Complete step by step solution:
We have given that,
$x=\sec \left( \dfrac{1}{y} \right)$
Differentiate both the sides with respect to ‘x’,
$\dfrac{d}{dx}x=\dfrac{d}{dx}\left( \sec \left( \dfrac{1}{y} \right) \right)$
Simplifying the above, we will get
$\dfrac{dx}{dx}=\dfrac{d}{dx}\left( \sec \left( \dfrac{1}{y} \right) \right)$
Cancelling out the common terms, we will get
$1=\dfrac{d}{dx}\left( \sec \left( \dfrac{1}{y} \right) \right)$
Taking the derivative of both the sides using the chain rule of differentiation which is given by $F'\left( x \right)=f'\left( g\left( x \right) \right)\times g'\left( x \right)$,
Let $\dfrac{1}{y}=u$
Substituting the values, we will get
$1=\dfrac{d}{dx}\left( \sec \left( u \right) \right)$
Applying the chain rule of differentiation,
$1=\dfrac{d}{du}\sec u\cdot \dfrac{d}{dx}u$
As we know that the sec rule of differentiation i.e. $\dfrac{d}{dx}\sec x=\sec x\tan x$,
Thus,
$1=\sec u\tan u\cdot \dfrac{d}{dx}u$
Undo the substitution i.e. $\dfrac{1}{y}=u$,
$1=\sec \left( \dfrac{1}{y} \right)\tan \left( \dfrac{1}{y} \right)\cdot \dfrac{d}{dx}\left( \dfrac{1}{y} \right)$
Rewritten the above as,
$1=\sec \left( \dfrac{1}{y} \right)\tan \left( \dfrac{1}{y} \right)\cdot \dfrac{d}{dx}\left( {{y}^{-1}} \right)$
Using the general power rule of differentiation i.e.$\dfrac{d}{dx}{{x}^{n}}=n{{x}^{n-1}}$
Therefore,
$1=\sec \left( \dfrac{1}{y} \right)\tan \left( \dfrac{1}{y} \right)\cdot \left( -{{y}^{-2}} \right)\dfrac{dy}{dx}$
Multiplying both the sides by$-{{y}^{2}}$, we will get
$-{{y}^{2}}=\sec \left( \dfrac{1}{y} \right)\tan \left( \dfrac{1}{y} \right)\cdot \dfrac{dy}{dx}$
Multiplying both the sides by $\cos \left( \dfrac{1}{y} \right)$and$\cot \left( \dfrac{1}{y} \right)$,
As we know that the relation between the trigonometric function i.e.,
$\sec \theta =\dfrac{1}{\cos \theta }\ and\ \tan \theta =\dfrac{1}{\cot \theta }$
Thus, we will obtained
$-{{y}^{2}}\cos \left( \dfrac{1}{y} \right)\cot \left( \dfrac{1}{y} \right)=\dfrac{dy}{dx}$
Therefore,

$\dfrac{dy}{dx}=-{{y}^{2}}\cos \left( \dfrac{1}{y} \right)\cot \left( \dfrac{1}{y} \right)$
Hence, this is the required answer.

Note:
Students should remember that the function $\sec \left( \dfrac{1}{y} \right)$is a composite function.
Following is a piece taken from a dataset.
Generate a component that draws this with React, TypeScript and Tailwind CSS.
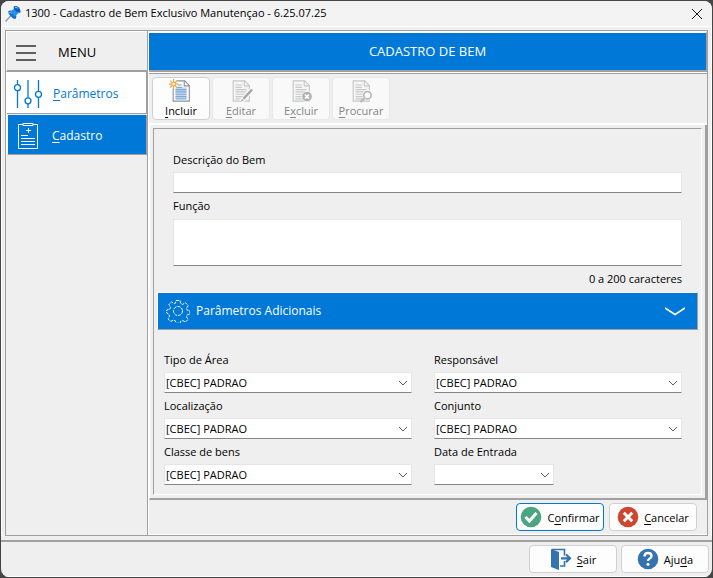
import type { ReactNode } from 'react';

// "C[o]nfirmar" -> the letter in brackets is the access key
const KeyLabel = ({ text }: { text: string }) => {
  const [before, rest] = text.split('[');
  const [key, after] = rest.split(']');
  return (
    <span className="whitespace-nowrap">
      {before}
      <span className="underline underline-offset-2">{key}</span>
      {after}
    </span>
  );
};

const PinIcon = () => (
  <svg width="18" height="18" viewBox="0 0 18 18" aria-hidden="true">
    <path d="M1.500 16.500L7 10.500" stroke="#8a98a8" strokeWidth="1.300" />
    <path d="M4 6.500q3-2 5 .5l2 2q2.500 2 .5 5q-2.500 0-4.500-2.500q-2.500-2-3-5z" fill="#0f6fd0" />
    <path d="M6.500 7l3.500-3.500l4.500 4.500l-3.500 3.500z" fill="#2a90ee" />
    <path d="M9.500 1.500q3.500-1.500 5.500 1t1.500 5q-3 1-5-1.500t-2-4.500z" fill="#0a5fc4" />
    <path d="M11 2.500q2-.5 3 .8" stroke="#8cc8ff" strokeWidth="1" fill="none" />
    <path d="M5 7.500q1.500-.5 2.500.8" stroke="#8cc8ff" strokeWidth="1" fill="none" />
  </svg>
);

const SlidersIcon = () => (
  <svg width="28" height="28" viewBox="0 0 28 28" fill="none" stroke="currentColor" aria-hidden="true">
    <path d="M3.500 0v4.500M3.500 11v17M14 0v17.500M14 24v4M24.500 0v11M24.500 17.500v10.500" strokeWidth="1.300" />
    <circle cx="3.500" cy="7.700" r="3" strokeWidth="1.300" />
    <circle cx="14" cy="20.800" r="3" strokeWidth="1.300" />
    <circle cx="24.500" cy="14.300" r="3" strokeWidth="1.300" />
  </svg>
);

const ClipboardIcon = () => (
  <svg width="22" height="28" viewBox="0 0 22 28" fill="none" stroke="currentColor" aria-hidden="true">
    <path d="M6 2.500H1.500v24h19v-24H16M6 1.500h10v2H6zM11.500 6v5M9 8.500h5M4 13.500h7M4 16.500h14M4 19.500h14M4 22.500h14" />
  </svg>
);

const GearIcon = () => (
  <svg width="24" height="24" viewBox="0 0 24 24" fill="none" stroke="currentColor" aria-hidden="true">
    <path
      strokeDasharray="3 1"
      d="M10 1.500h4l.7 3 2 .9 2.700-1.700 2.800 2.800-1.700 2.700.8 2 2.700.8v3l-2.700.8-.9 2 1.700 2.500-2.700 2.700-2.700-1.500-2 .8-.7 2h-4l-.7-2.500-2-.8-2.500 1.500-2.800-2.700 1.600-2.600-.8-2L.7 14v-3l3-.7.8-2L2.900 5.600l2.700-2.700 2.700 1.700 1.200-.5z"
    />
    <circle cx="12" cy="12" r="4.500" strokeDasharray="3 1" />
  </svg>
);

type DocKind = 'new' | 'edit' | 'delete' | 'search';

const DocIcon = ({ kind }: { kind: DocKind }) => {
  const isNew = kind === 'new';
  const line = isNew ? '#8c9196' : '#c6c6c6';
  const rows = isNew ? '#7fa8d4' : '#c9c9c9';
  return (
    <svg width="26" height="26" viewBox="0 0 26 26" fill="none" aria-hidden="true">
      <path d="M4.500 2h12.500l5 5v17H4.500z" fill={isNew ? '#fff' : '#f6f6f6'} stroke={line} strokeWidth="1.200" />
      <path d="M16.500 2v5.500H22" stroke={line} strokeWidth="1.200" />
      {isNew && <path d="M7 9h12v12H7z" fill="#c4d9ef" />}
      <path d="M7 6.500h7M7 9h7M7 11.500h12M7 14h12M7 16.500h12M7 19h12M7 21.500h12" stroke={rows} strokeWidth="1.300" />
      {kind === 'new' && (
        <>
          <circle cx="5" cy="5.500" r="5" fill="#fdfdfd" />
          <path d="M5 0v11M0 5.500h10.500M1.200 1.700l7.600 7.600M8.800 1.700L1.200 9.300" stroke="#eda844" strokeWidth="1.300" />
          <circle cx="5" cy="5.500" r="2" fill="#fff" stroke="#eda844" strokeWidth="1.200" />
        </>
      )}
      {kind === 'edit' && (
        <>
          <path d="M13 24.500L25 11.500" stroke="#fafafa" strokeWidth="5" />
          <path d="M15.500 21.500L25 11.500" stroke="#a8a8a8" strokeWidth="2.600" />
          <path d="M13 24.500l1-3 2 2z" fill="#a8a8a8" />
        </>
      )}
      {kind === 'delete' && (
        <>
          <circle cx="19.500" cy="19" r="5.700" fill="#b0b0b0" stroke="#fafafa" />
          <path d="M17.300 16.800l4.400 4.400M21.700 16.800l-4.400 4.400" stroke="#fff" strokeWidth="1.800" />
        </>
      )}
      {kind === 'search' && (
        <>
          <circle cx="20" cy="17.500" r="5.500" fill="#fafafa" />
          <path d="M12.500 25l4-4" stroke="#b5b5b5" strokeWidth="2.200" />
          <circle cx="20" cy="17.500" r="4" stroke="#b5b5b5" strokeWidth="1.700" />
        </>
      )}
    </svg>
  );
};

const CheckIcon = () => (
  <svg width="22" height="22" viewBox="0 0 22 22" fill="none" aria-hidden="true">
    <circle cx="11" cy="11" r="10.300" fill="#4ba583" />
    <path d="M5.500 11l4 4 7-8" stroke="#fff" strokeWidth="3" />
  </svg>
);

const CrossIcon = () => (
  <svg width="22" height="22" viewBox="0 0 22 22" fill="none" aria-hidden="true">
    <circle cx="11" cy="11" r="10.300" fill="#cc4630" />
    <path d="M6.800 6.800l8.400 8.400M15.200 6.800l-8.400 8.400" stroke="#fff" strokeWidth="3" />
  </svg>
);

const ExitIcon = () => (
  <svg width="22" height="22" viewBox="0 0 22 22" fill="none" aria-hidden="true">
    <path d="M1 1l8 3v18l-8-3z" fill="#3572b0" />
    <path d="M2 1.500h12.500v6M10 18h4.500v-5" stroke="#3572b0" strokeWidth="1.600" />
    <path d="M11 10.300h8M16 6.500l4 3.800-4 3.800" stroke="#3572b0" strokeWidth="2.200" />
  </svg>
);

const HelpIcon = () => (
  <svg width="22" height="22" viewBox="0 0 22 22" fill="none" aria-hidden="true">
    <circle cx="11" cy="11" r="10.300" fill="#3572b0" />
    <path d="M7.500 8.500q0-3.500 3.500-3.500t3.500 3q0 1.700-2 2.700-1.500.8-1.500 2.300" stroke="#fff" strokeWidth="2.400" />
    <circle cx="11" cy="16.200" r="1.500" fill="#fff" />
  </svg>
);

const tools: { label: string; kind: DocKind; disabled: boolean }[] = [
  { label: '[I]ncluir', kind: 'new', disabled: false },
  { label: '[E]ditar', kind: 'edit', disabled: true },
  { label: 'E[x]cluir', kind: 'delete', disabled: true },
  { label: '[P]rocurar', kind: 'search', disabled: true },
];

const combos = [
  { id: 'tipo', label: 'Tipo de Área', value: '[CBEC] PADRAO' },
  { id: 'responsavel', label: 'Responsável', value: '[CBEC] PADRAO' },
  { id: 'localizacao', label: 'Localização', value: '[CBEC] PADRAO' },
  { id: 'conjunto', label: 'Conjunto', value: '[CBEC] PADRAO' },
  { id: 'classe', label: 'Classe de bens', value: '[CBEC] PADRAO' },
  { id: 'entrada', label: 'Data de Entrada', value: '' },
];

const Combo = ({ id, label, value }: { id: string; label: string; value: string }) => (
  <div className="flex flex-col gap-1">
    <label htmlFor={id} className="leading-4">{label}</label>
    <div className={value ? 'relative' : 'relative w-[120px]'}>
      <select
        id={id}
        defaultValue={value}
        className="block h-[21px] w-full appearance-none border border-[#e6e6e6] border-b-[#868686] bg-white pl-px leading-4"
      >
        <option value={value}>{value}</option>
      </select>
      <svg
        className="pointer-events-none absolute top-2 right-1"
        width="10"
        height="6"
        viewBox="0 0 10 6"
        fill="none"
        stroke="#5c5c5c"
        aria-hidden="true"
      >
        <path d="M1 1l4 4 4-4" />
      </svg>
    </div>
  </div>
);

const ActionButton = ({ icon, label, primary }: { icon: ReactNode; label: string; primary?: boolean }) => (
  <button
    type="button"
    className={`flex h-7 w-[88px] items-center justify-center gap-[5px] rounded border bg-[#fdfdfd] ${
      primary ? 'border-[#0078d4]' : 'border-[#d0d0d0]'
    }`}
  >
    {icon}
    <span className="pt-[2px]">
      <KeyLabel text={label} />
    </span>
  </button>
);

export default function App() {
  return (
    <div className="flex min-h-screen flex-col bg-[#454545] p-px font-['Open_Sans','Noto_Sans',sans-serif] text-[11px] text-black">
      <div className="flex flex-1 flex-col overflow-hidden rounded-lg bg-[#efefef]">
        <header className="flex h-[25px] items-center bg-[#f3f3f3] pr-2 pl-[3px]">
          <PinIcon />
          <h1 className="ml-[3px] flex-1 whitespace-nowrap">1300 - Cadastro de Bem Exclusivo Manutençao - 6.25.07.25</h1>
          <button type="button" aria-label="Fechar" className="p-px">
            <svg width="12" height="12" viewBox="0 0 12 12" stroke="#1a1a1a" aria-hidden="true">
              <path d="M1 1l10 10M11 1L1 11" />
            </svg>
          </button>
        </header>

        <div className="flex flex-1 flex-col border-t border-r border-l border-white px-[3px] pt-[3px]">
          <div className="flex flex-1 border border-[#a0a0a0]">
            <aside className="w-[142px] shrink-0 border-r border-[#a0a0a0]">
              <div className="flex h-[41px] items-center border-t border-b-2 border-l border-t-white border-b-[#a0a0a0] border-l-white pt-[3px] pl-[9px] text-[13px]">
                <button type="button" aria-label="Menu">
                  <svg width="20" height="18" viewBox="0 0 20 18" stroke="#606060" strokeWidth="2" aria-hidden="true">
                    <path d="M0 2h20M0 9h20M0 16h20" />
                  </svg>
                </button>
                <span className="ml-[22px]">MENU</span>
              </div>
              <nav className="border-l border-white text-xs">
                <a href="#parametros" className="flex h-[42px] items-center border-r border-b border-[#a0a0a0] bg-white pt-[3px] pl-[7px] text-[#0078d7]">
                  <SlidersIcon />
                  <span className="ml-[11px]"><KeyLabel text="[P]arâmetros" /></span>
                </a>
                <a href="#cadastro" className="mt-px flex h-10 items-center border-r border-b border-l border-[#a0a0a0] border-l-white bg-[#0078d7] pt-[2px] pl-[9px] text-white">
                  <ClipboardIcon />
                  <span className="ml-[13px]"><KeyLabel text="[C]adastro" /></span>
                </a>
              </nav>
            </aside>

            <main className="flex min-w-0 flex-1 flex-col border-l border-white">
              <h2 className="flex h-[41px] items-center justify-center border-t-2 border-r border-b-2 border-t-white border-r-[#a0a0a0] border-b-[#a0a0a0] bg-[#0078d7] pt-px text-[13px] text-white">
                CADASTRO DE BEM
              </h2>

              <div className="border-t border-white">
                <div className="flex gap-[2px] border-t border-b-2 border-t-[#a0a0a0] border-b-white p-[3px]">
                  {tools.map((tool) => (
                    <button
                      key={tool.kind}
                      type="button"
                      disabled={tool.disabled}
                      className={`flex h-[43px] w-[58px] flex-col items-center rounded border pt-px leading-4 ${
                        tool.disabled ? 'border-[#e8e8e8] bg-[#f9f9f9] text-[#858585]' : 'border-[#d0d0d0] bg-[#fdfdfd]'
                      }`}
                    >
                      <DocIcon kind={tool.kind} />
                      <KeyLabel text={tool.label} />
                    </button>
                  ))}
                </div>
              </div>

              <form className="flex flex-1 flex-col">
                <div className="flex-1 border-r-2 border-b-2 border-l border-r-[#a0a0a0] border-b-[#a0a0a0] border-l-white p-[3px]">
                  <div className="h-full border-t border-r border-b border-l border-t-[#a0a0a0] border-r-white border-b-white border-l-[#a0a0a0]">
                    <div className="flex flex-col px-[19px] pt-[23px]">
                      <label htmlFor="descricao" className="leading-4">Descrição do Bem</label>
                      <input
                        id="descricao"
                        type="text"
                        className="mt-1 h-[21px] border border-[#e6e6e6] border-b-[#868686] bg-white px-1"
                      />
                      <label htmlFor="funcao" className="mt-[5px] leading-4">Função</label>
                      <textarea
                        id="funcao"
                        maxLength={200}
                        className="mt-[5px] h-[47px] resize-none border border-[#e6e6e6] border-b-[#868686] bg-white px-1"
                      />
                      <p className="mt-[5px] text-right leading-4">0 a 200 caracteres</p>
                    </div>

                    <div className="mt-[5px] px-[3px]">
                      <button
                        type="button"
                        className="flex h-[38px] w-full items-center border border-t-white border-r-[#a0a0a0] border-b-[#a0a0a0] border-l-white bg-[#0078d7] px-2 text-xs text-white"
                      >
                        <GearIcon />
                        <span className="ml-[6px]">Parâmetros Adicionais</span>
                        <svg className="mr-1 ml-auto" width="20" height="9" viewBox="0 0 20 9" fill="none" stroke="#fff" strokeWidth="1.500" aria-hidden="true">
                          <path d="M0 1l10 6.500L20 1" />
                        </svg>
                      </button>
                    </div>

                    <div className="grid grid-cols-2 gap-x-[22px] gap-y-[5px] pt-[22px] pr-[19px] pb-[7px] pl-[10px]">
                      {combos.map((combo) => (
                        <Combo key={combo.id} {...combo} />
                      ))}
                    </div>
                  </div>
                </div>

                <div className="flex justify-end gap-[5px] border-b border-white py-[3px] pr-[10px]">
                  <ActionButton icon={<CheckIcon />} label="C[o]nfirmar" primary />
                  <ActionButton icon={<CrossIcon />} label="[C]ancelar" />
                </div>
              </form>
            </main>
          </div>
        </div>

        <footer className="mt-1 flex justify-end gap-1 border-t-2 border-b border-t-[#a0a0a0] border-b-white pt-[3px] pr-[3px] pb-[3px]">
          <ActionButton icon={<ExitIcon />} label="[S]air" />
          <ActionButton icon={<HelpIcon />} label="Aju[d]a" />
        </footer>
      </div>
    </div>
  );
}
So it is of the form$F\left( x \right)=f\left( g\left( x \right) \right)$, so to find its derivative we need to use the chain rule of differentiation i.e. given by$F'\left( x \right)=f'\left( g\left( x \right) \right)\times g'\left( x \right)$. Students make such mistakes and end up getting a wrong answer. Thus students should need to remember all the basic rules and formulas of differentiation to avoid such types of mistakes.